- Terry Smith has issued his annual letter to shareholders
- The Fundsmith Equity fund posted a return of just 0.8% in 2025
- That compares to the MSCI World which returned 12.8%
- Even cash returned five times more than the fund
- Has Smith lost the Midas touch?
Laith Khalaf, head of investment analysis at AJ Bell, comments:
“There’s no dressing it up, 2025 was a grisly year for Fundsmith Equity. The fund didn’t make a loss, but in a strongly rising market, it eked out a return of just 0.8%. As the performance table in Terry Smith’s shareholder letter shows, even cash returned five times more than the fund last year. What Terry Smith says about index concentration and valuation risk is spot on, but investors might still be scratching their heads about why absolute fund performance was so weak last year.
“As Smith points out, one reason is dollar weakness, which reduces investor returns in pounds and pence. That goes some way to explaining lower absolute performance for sure, though the index and other global funds suffered the same currency headwind, so on a relative basis, it’s no excuse. Novo Nordisk has been a headache for Fundsmith, and cost the fund 3% of performance in 2025. Not all of Smith’s stock picks can be expected to work out all of the time, but his concentrated approach means that when they go wrong, they really sting.
“This is now the fifth calendar year of Fundsmith Equity underperforming the MSCI World Index. Since launch in 2011 the fund has still posted strong outperformance, but over the last five and the last ten years, the fund has now fallen significantly behind the index. Or to put it more accurately, the index has pulled far ahead of Fundsmith Equity.
Source: FE, Fundsmith, total return in GBP to 31 December 2025.
Active managers are under the passive cosh
“Fundsmith is by no means alone here. Active managers simply can’t compete with the index or the funds that track them in an era when so much of the market return comes from the biggest stocks within it. AJ Bell’s latest Manager versus Machine report found that over ten years, fewer than a quarter of active managers (24%) had outperformed a passive alternative. In the Global sector inhabited by Fundsmith Equity, just 13% outperformed their passive peers.
“Absent some major rotation in the market, things may yet get worse before they get better. These longstanding market trends are being exacerbated by fund buying patterns which partly stem from the same root cause. The dominance of megacap US stocks is driving better passive performance, leading to more flows into trackers and out of active funds.
“However, that’s not the only reason money is flowing from active to passive. Risk and return are now very much judged with reference to global benchmarks by pension schemes, financial advisers and retail investors alike. There was a time investors were happy when their fund went up, and miffed when it went down. The industry and the internet patiently explained that a fund should really be judged in terms of relative performance, so even a loss could be a good result in a financial market.
“Fast forward to today, and investors have so much information and so many tools at their disposal, they can easily see when a fund is underperforming its benchmark, or its passive peers, and by how much.

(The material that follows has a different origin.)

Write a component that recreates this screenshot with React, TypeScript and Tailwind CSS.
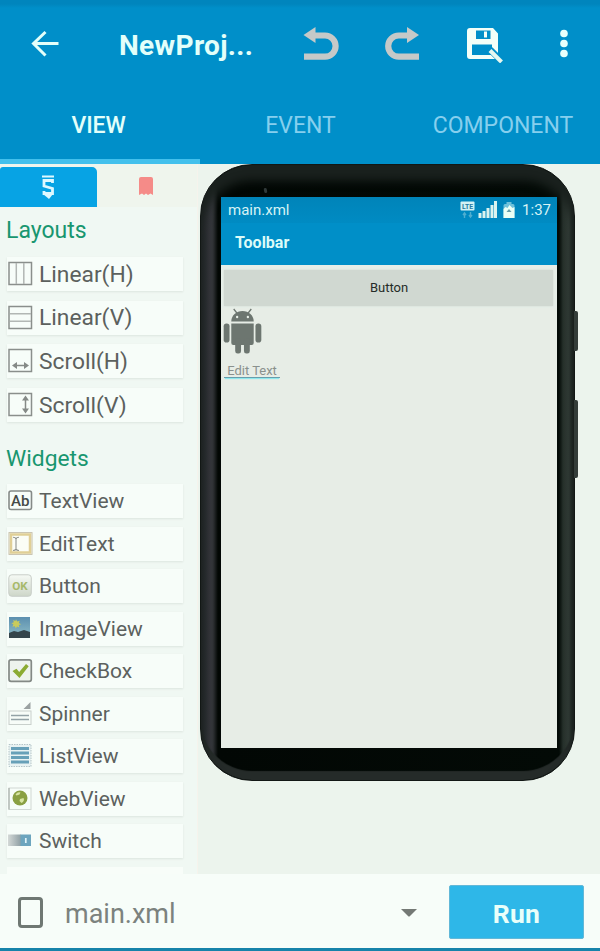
import React from "react";

type IconProps = { children: React.ReactNode };

function Icon({ children }: IconProps) {
  return (
    <svg width="26" height="26" viewBox="0 0 26 26" fill="none" className="shrink-0">
      {children}
    </svg>
  );
}

const frame = <rect x="2" y="1.5" width="22.5" height="22" stroke="#8a8f8c" strokeWidth="1.5" />;

const layouts = [
  {
    name: "Linear(H)",
    icon: (
      <Icon>
        {frame}
        <path d="M9.3 2v21M16.8 2v21" stroke="#b2b7b4" strokeWidth="1.5" />
      </Icon>
    ),
  },
  {
    name: "Linear(V)",
    icon: (
      <Icon>
        {frame}
        <path d="M3 8.7h21M3 16.3h21" stroke="#b2b7b4" strokeWidth="1.5" />
      </Icon>
    ),
  },
  {
    name: "Scroll(H)",
    icon: (
      <Icon>
        {frame}
        <path d="M7 17.5h13" stroke="#858a87" strokeWidth="1.5" />
        <path d="M5 17.5l5-3.5v7zM22 17.5l-5-3.5v7z" fill="#858a87" />
      </Icon>
    ),
  },
  {
    name: "Scroll(V)",
    icon: (
      <Icon>
        {frame}
        <path d="M18.5 6v13" stroke="#858a87" strokeWidth="1.5" />
        <path d="M18.5 3.5l-3.5 5h7zM18.5 21.5l-3.5-5h7z" fill="#858a87" />
      </Icon>
    ),
  },
];

const widgets = [
  {
    name: "TextView",
    icon: (
      <Icon>
        <rect x="2" y="3" width="22.5" height="18.5" rx="2" stroke="#858a87" strokeWidth="1.6" />
        <text x="13.2" y="17.5" textAnchor="middle" fontFamily="Roboto, sans-serif" fontSize="15.5" fontWeight="500" fill="#454a47" textLength="18.5" lengthAdjust="spacingAndGlyphs">
          Ab
        </text>
      </Icon>
    ),
  },
  {
    name: "EditText",
    icon: (
      <Icon>
        <rect x="2" y="1.6" width="23" height="21.8" stroke="#c6bfaa" fill="#fbfdf6" />
        <rect x="4" y="3.5" width="19" height="18" stroke="#e0cf96" strokeWidth="2.5" fill="#fbfdf6" />
        <path d="M6 6.2q2.5 0 3 1.6q.5-1.6 3-1.6M9 7.5v11M6 19.5q2.5 0 3-1.5q.5 1.5 3 1.5" stroke="#8f928d" strokeWidth="1.1" />
      </Icon>
    ),
  },
  {
    name: "Button",
    icon: (
      <Icon>
        <defs>
          <linearGradient id="okFill" x1="0" y1="0" x2="0" y2="1">
            <stop offset="0" stopColor="#f6faf5" />
            <stop offset="1" stopColor="#cdd6c8" />
          </linearGradient>
        </defs>
        <rect x="1.8" y="1.8" width="22.5" height="21.5" rx="3" fill="url(#okFill)" stroke="#c8cec8" />
        <text x="13" y="16.5" textAnchor="middle" fontFamily="Roboto, sans-serif" fontSize="11" fontWeight="700" fill="#a7b96b" textLength="15.5" lengthAdjust="spacingAndGlyphs">
          OK
        </text>
      </Icon>
    ),
  },
  {
    name: "ImageView",
    icon: (
      <Icon>
        <defs>
          <linearGradient id="sky" x1="0" y1="0" x2="0" y2="1">
            <stop offset="0" stopColor="#5c8faf" />
            <stop offset="1" stopColor="#90bfc8" />
          </linearGradient>
        </defs>
        <rect x="2" y="1" width="21" height="21" fill="url(#sky)" />
        <path d="M2 17l5-2 4 1 6-2 6 2v6H2z" fill="#35454b" />
        <path d="M9 3.200l1.200 2.300 2.500-.7-.9 2.300 2.300 1.100-2.400.9.700 2.400-2.400-.9-1.200 2-.9-2.400-2.500.5 1-2.400-2-1.100 2.400-.9-.6-2.200 2.200.9z" fill="#c9cb5c" />
      </Icon>
    ),
  },
  {
    name: "CheckBox",
    icon: (
      <Icon>
        <rect x="2" y="1.8" width="22.3" height="21.5" rx="2" fill="#edf3ed" stroke="#838985" strokeWidth="1.7" />
        <path d="M5.5 13l4-2.2 2.7 3.2L19 6l2.7 2.2L12.5 20z" fill="#8bab32" />
      </Icon>
    ),
  },
  {
    name: "Spinner",
    icon: (
      <Icon>
        <path d="M23.5 1v7h-7z" fill="#9ba2a2" />
        <rect x="2" y="10" width="22" height="13.5" fill="#f7fcf8" stroke="#c9d0cc" />
        <path d="M4 14.5h18M4 18.5h18" stroke="#93a2a6" strokeWidth="1.5" />
      </Icon>
    ),
  },
  {
    name: "ListView",
    icon: (
      <Icon>
        <rect x="2" y="1.5" width="22" height="22" fill="#e8f2f2" stroke="#b5c5c8" strokeDasharray="1.5 1" />
        <path d="M4 5.5h18M4 10h18M4 14.5h18M4 19h18" stroke="#67a0b8" strokeWidth="2.8" />
      </Icon>
    ),
  },
  {
    name: "WebView",
    icon: (
      <Icon>
        <rect x="2" y="2" width="22" height="21.5" stroke="#d1d8d3" />
        <path d="M2 2v21.5" stroke="#9da59f" />
        <circle cx="13" cy="12" r="7.5" fill="#8aa043" />
        <path d="M8.500 8.500q2-3 5-2l-1 2-3 1zM13 13l3.500-1q1.500 3-2 5l-2-2z" fill="#d8e5a1" />
      </Icon>
    ),
  },
  {
    name: "Switch",
    icon: (
      <Icon>
        <defs>
          <linearGradient id="track">
            <stop offset="0" stopColor="#d4d9d7" />
            <stop offset="1" stopColor="#8f9fa4" />
          </linearGradient>
        </defs>
        <rect x="1" y="6.5" width="13" height="11.5" fill="url(#track)" />
        <rect x="13.500" y="6.5" width="10.5" height="11.5" fill="#6ca5be" />
        <path d="M18.800 10v5" stroke="#e0f3f8" strokeWidth="1.7" />
      </Icon>
    ),
  },
];

type RowProps = { name: string; icon: React.ReactNode; textClass: string };

function PaletteRow({ name, icon, textClass }: RowProps) {
  return (
    <div className="ml-[7px] flex h-[34px] w-[176px] items-center bg-[#f7fdf9] shadow-[0_1px_2px_#dce5df]">
      <div className="flex">{icon}</div>
      <span className={`ml-[6px] leading-none text-[#5c615e] ${textClass}`}>{name}</span>
    </div>
  );
}

function Header() {
  return (
    <header className="flex h-[164px] shrink-0 flex-col bg-[linear-gradient(#0085bd_0,#0085bd_4px,#008fc9_8px)] text-[#e3fffa]">
      <div className="flex h-[88px] items-center pl-[30px]">
        <svg width="30" height="30" viewBox="0 0 30 30" fill="none" stroke="currentColor" strokeWidth="3" className="shrink-0">
          <path d="M15.5 3L3.5 14.5L15.5 26.5M3.5 14.500h25" />
        </svg>
        <h1 className="ml-[59px] w-[182px] pt-[3px] text-[28px] font-bold leading-none tracking-[0.35px]">NewProj...</h1>
        <svg width="38" height="38" viewBox="0 0 38 38" fill="none" className="shrink-0">
          <path d="M13 10.5h11a10.6 10.6 0 010 21.200H3" stroke="#c5c9c8" strokeWidth="6.2" />
          <path d="M2.5 10l12-8v16z" fill="#c5c9c8" />
        </svg>
        <svg width="38" height="38" viewBox="0 0 38 38" fill="none" className="ml-[44px] shrink-0">
          <path d="M25 10.5H15.800a10.600 10.600 0 000 21.200H36" stroke="#c5c9c8" strokeWidth="6.2" />
          <path d="M36 10l-12-8v16z" fill="#c5c9c8" />
        </svg>
        <svg width="40" height="38" viewBox="0 0 40 38" fill="none" className="ml-[44px] shrink-0">
          <path fillRule="evenodd" d="M5 3h23l5 5.500V31a3 3 0 01-3 3H5a3 3 0 01-3-3V6a3 3 0 013-3zM11 5.500v8.500h14.500V5.500zM7 19.500v10.500h20V19.500z" fill="#f4fff8" />
          <path d="M20.500 6.500v6" stroke="#f4fff8" strokeWidth="3" />
          <path d="M25 24.5l12 12" stroke="#008fc9" strokeWidth="6.5" />
          <path d="M25 25.5l11.500 11.500" stroke="#e6f8f0" strokeWidth="4" />
        </svg>
        <svg width="10" height="30" viewBox="0 0 10 30" fill="#e9fffb" className="ml-[54px] shrink-0">
          <circle cx="5" cy="4.5" r="3.8" />
          <circle cx="5" cy="14.5" r="3.8" />
          <circle cx="5" cy="24.5" r="3.8" />
        </svg>
      </div>
      <nav className="grid flex-1 grid-cols-[200px_200px_200px] text-center text-[23px] leading-none">
        <div className="border-b-[5px] border-[#43c0ec] pt-[26px] pr-[3px] font-medium tracking-[-0.1px]">VIEW</div>
        <div className="pt-[26px] pl-[1px] text-[#86cfee]">EVENT</div>
        <div className="pt-[26px] pl-[6px] text-[#86cfee]">COMPONENT</div>
      </nav>
    </header>
  );
}

function Palette() {
  return (
    <aside className="flex w-[198px] shrink-0 flex-col overflow-hidden border-r border-[#f6f3ec] bg-[#f0f8f3]">
      <div className="flex h-[43px] shrink-0 bg-[#eff5ed] pt-[3px]">
        <div className="flex w-[97px] items-center justify-center rounded-tr-[5px] rounded-tl-[3px] bg-[#07a3e4]">
          <svg width="16" height="26" viewBox="0 0 16 26" fill="none" stroke="#dff8ff" className="mr-[1px]">
            <path d="M2 2.500h12" strokeWidth="2" />
            <path d="M12.500 9V6.500H4v5.500l8.500 2.500v5H4V17" strokeWidth="2.800" />
            <path d="M3 20h10l-4 5z" fill="#dff8ff" stroke="none" />
          </svg>
        </div>
        <div className="flex flex-1 items-center justify-center">
          <svg width="16" height="20" viewBox="0 0 16 20" className="mr-[3px] mb-[2px]">
            <path d="M3 1h10q2 0 2 2v16l-2.500-1.500L10 19l-2-1.500L6 19l-2-1.500L1 19V3q0-2 2-2z" fill="#f58b88" />
          </svg>
        </div>
      </div>
      <h2 className="mt-[11px] ml-[6px] h-[24px] pt-[1px] text-[23px] leading-[24px] text-[#18966f]">Layouts</h2>
      <div className="mt-[15px] flex flex-col gap-[9.7px]">
        {layouts.map((item) => (
          <PaletteRow key={item.name} name={item.name} icon={item.icon} textClass="pt-[2px] text-[22.8px]" />
        ))}
      </div>
      <h2 className="mt-[24px] ml-[6px] h-[24px] pt-[1px] text-[22.8px] leading-[24px] text-[#18966f]">Widgets</h2>
      <div className="mt-[14px] flex flex-col gap-[8.5px]">
        {widgets.map((item) => (
          <PaletteRow key={item.name} name={item.name} icon={item.icon} textClass="pt-[1px] text-[21px]" />
        ))}
        <div className="ml-[7px] h-[34px] w-[176px] bg-[#f8fdf9]" />
      </div>
    </aside>
  );
}

function StatusBar() {
  return (
    <div className="flex h-[26px] items-center bg-[linear-gradient(#0084b9,#008bc3)] pr-[6px] pl-[7px] text-[15px] leading-none text-[#d6f3f5]">
      <span>main.xml</span>
      <svg width="15" height="20" viewBox="0 0 15 20" className="ml-auto">
        <rect x="0.5" y="1.5" width="14" height="9" rx="1" fill="#d3f2f5" />
        <text x="7.5" y="8.9" fontFamily="Roboto, sans-serif" fontSize="8" fontWeight="700" textAnchor="middle" textLength="11" lengthAdjust="spacingAndGlyphs" fill="#247ba1">LTE</text>
        <path d="M4.5 13v5M10.5 12v5M3 15l1.5-2 1.5 2M9 15l1.5 2 1.5-2" stroke="#4faed0" strokeWidth="1.4" fill="none" />
      </svg>
      <svg width="19" height="18" viewBox="0 0 19 18" className="ml-[3px]">
        <path d="M2 17v-5M6 17v-7M10 17V7M14 17V4M17.5 17V0" stroke="#dbf3ef" strokeWidth="3" />
      </svg>
      <svg width="12" height="18" viewBox="0 0 12 18" className="ml-[6px]">
        <path d="M3.5 1h5v2h1.5q1.5 0 1.5 1.5V17H.5V4.500Q.5 3 2 3h1.500z" fill="#6fc1da" />
        <path d="M.5 8l2-2 2 1 2-3 3 3 2-1v11H.5z" fill="#eafff5" />
        <path d="M6 8l-2.500 3h5z" fill="#669da9" />
      </svg>
      <span className="ml-[7px] text-[15px]">1:37</span>
    </div>
  );
}

function AndroidRobot() {
  return (
    <svg width="39" height="46" viewBox="0 0 40 46" preserveAspectRatio="none" fill="#6d7670">
      <path d="M8.5 13.500a11.500 10.500 0 0123 0z" />
      <path d="M11 1l4 5M29 1l-4 5" stroke="#6d7670" strokeWidth="1.3" />
      <circle cx="14.5" cy="9" r="1.2" fill="#e9f0e8" />
      <circle cx="25.5" cy="9" r="1.2" fill="#e9f0e8" />
      <path d="M8.5 15.500h23V35q0 2-2 2h-19q-2 0-2-2z" />
      <rect x="0.7" y="15.5" width="6" height="19" rx="2.8" />
      <rect x="33.3" y="15.5" width="6" height="19" rx="2.8" />
      <rect x="12.5" y="30" width="6" height="15.5" rx="2.5" />
      <rect x="21.5" y="30" width="6" height="15.5" rx="2.5" />
    </svg>
  );
}

function Phone() {
  return (
    <div className="relative ml-[2px] h-[617px] w-[375px] rounded-[52px] border border-[#121715] bg-[linear-gradient(90deg,#25272b_0,#35373c_10px,#303336_12px,#020704_17px,#030a06_358px,#26302b_362px,#35403a_368px,#18201c_373px)] pt-[32px] pr-[17px] pl-[20px] shadow-[inset_0_14px_10px_2px_#1a211e,inset_0_-9px_1px_#252b29]">
      <div className="absolute top-[23px] left-[63px] h-[5px] w-[3px] -rotate-12 rounded-full bg-[#303939]" />
      <div className="absolute top-[146px] -right-[4px] h-[40px] w-[4px] rounded-r-[2px] bg-[#343d39]" />
      <div className="absolute top-[235px] -right-[4px] h-[78px] w-[4px] rounded-r-[2px] bg-[#343d39]" />
      <div className="flex h-[551px] w-[336px] flex-col bg-[#e7ede6]">
        <StatusBar />
        <div className="flex h-[42px] items-center bg-[#008fc8] pb-[2px] pl-[14px] text-[16px] font-bold leading-none text-[#dcfbf8]">Toolbar</div>
        <div className="flex h-[43px] shrink-0 items-center bg-[#e6eee8] pt-[2px] pl-[3px]">
          <div className="flex h-[36px] w-[329px] items-center justify-center bg-[#d0d8d1] pl-[1px] text-[13px] leading-none text-[#252c28] shadow-[0_0_2px_#d0d8d1]">Button</div>
        </div>
        <div className="pl-[2px]">
          <AndroidRobot />
        </div>
        <div className="ml-[3px] flex h-[24px] w-[56px] items-end justify-center border-b border-[#679ead] text-[13px] leading-none text-[#8a918d] shadow-[0_2px_1px_-1px_#8ee8ec]">Edit Text</div>
      </div>
    </div>
  );
}

function BottomBar() {
  return (
    <footer className="flex h-[77px] shrink-0 items-center border-b-[3px] border-[#1683aa] bg-[#f7fdf9] pl-[18px]">
      <div className="mt-[2px] h-[31px] w-[25px] rounded-[4px] border-[3px] border-[#6f7873]" />
      <span className="ml-[22px] w-[335px] pt-[6px] text-[27px] leading-none text-[#7c827e]">main.xml</span>
      <svg width="18" height="10" viewBox="0 0 18 10" className="mt-[3px] shrink-0">
        <path d="M1 1h16L10 8q-1 1-2 0z" fill="#747975" />
      </svg>
      <button className="mt-[2px] ml-[31px] h-[54px] w-[135px] rounded-[2px] border border-[#62b8d8] bg-[#2eb7e8] pt-[4px] text-[26.5px] font-bold leading-none tracking-[0.2px] text-[#e9fffa]">
        Run
      </button>
    </footer>
  );
}

export default function App() {
  return (
    <div className="flex h-[951px] w-[600px] flex-col overflow-hidden bg-[#ecf4ed] [font-family:Roboto,sans-serif]">
      <Header />
      <main className="flex h-[710px] shrink-0">
        <Palette />
        <section className="flex-1">
          <Phone />
        </section>
      </main>
      <BottomBar />
    </div>
  );
}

It doesn’t take a huge leap of logic to start asking why not buy the benchmark itself, especially when it’s so much cheaper.
Has Smith lost the Midas touch?
“As for Fundsmith, the fund has still delivered a handsome return over ten years, and an acceptable return over five. But another year of underperformance will beg the question: has Smith lost the Midas touch? The honest truth is, he never had it. No fund manager can spin straw into gold, and it’s unhelpful to believe they can.
“Since launch, Smith has provided a well-articulated investment strategy, followed it, and provided exceptional absolute returns over the long term, making him a highly successful fund manager who has won the backing of a wide and numerous range of investors.
“For a while Fundsmith’s returns were flattered by low interest rates, which proved a tailwind to Smith’s investment style. Now the shoe is on the other foot as his preference for quality stocks has struggled next to other parts of the market. Across these periods of performance, Smith has been consistent in applying an investment approach which is similar to that employed by Warren Buffett.
“Recent performance has of course been disappointing, but investors should take encouragement from the fact Smith is sticking to his guns, and at some point, performance should turn a corner. That’s not to say such a turnaround is imminent, or that an index fund might not perform better. But it you’re an active fund investor, you have to accept the fallow with the fertile, sometimes for much longer than you might like. That in itself is a hard discipline, and another reason so many investors are turning to passive funds.”